The simulation study is done using a model of the reservoir. The static model creates a replica of the reservoir as it is in static condition. It contains models of the reservoir structure, shape, saturation, permeability, porosity, thickness, fluid contacts, and faults. The dynamic model incorporates the flow properties and behaviour obtainable in the reservoir. This thus involves a model of the reservoir fluid and rock behaviour with pressure change, the mobility of the fluid, well model, water influx model (for a water drive reservoir) and every other activity that affect the flow of the fluid from the subsurface to the surface. It is worthy to note that there are a lot of uncertainties involve in the simulation due to the heterogeneity of the reservoir. Thus, any model designed for reservoir simulation study most recognises this to represent the reservoir as much as possible.

The objectives of the work are:

  • to build a static and dynamic model of the reservoir;

  • to use the built models to analyse the reservoir in terms of primary recovery using the existing wells;

  • to waterflood the reservoir either by drilling new wells or converting existing wells to an injector so as to yield maximum oil recovery;

  • to carry out economics and sensitivity analysis on the presented cases, and

  • to recommend the best method for field development plan.

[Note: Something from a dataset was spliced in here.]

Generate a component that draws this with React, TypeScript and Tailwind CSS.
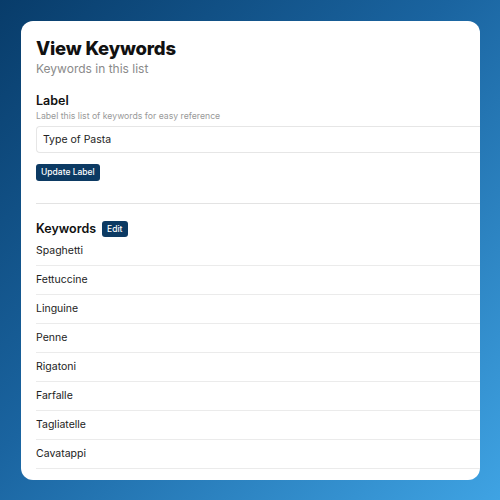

Materials, methodology and results

The materials used in carrying this research work include the following:

  • Reservoir top and base surface;

  • well header information;

  • SCAL porosity and permeability;

  • unique well seed values; and

  • petrel RE software

Static model

The major reason of constructing a fit for purpose 3D geological or static model is to capture the heterogeneity and randomness within the reservoir to make some critical decision that will help in the development of the reservoir. This model can be built using different statistical algorithms such as Sequential Gaussian Simulation, Sequential Gaussian Random Function, Kriging, Co-Kriging etc. For this research work, the Sequential Gaussian Random Function was used to populate the data.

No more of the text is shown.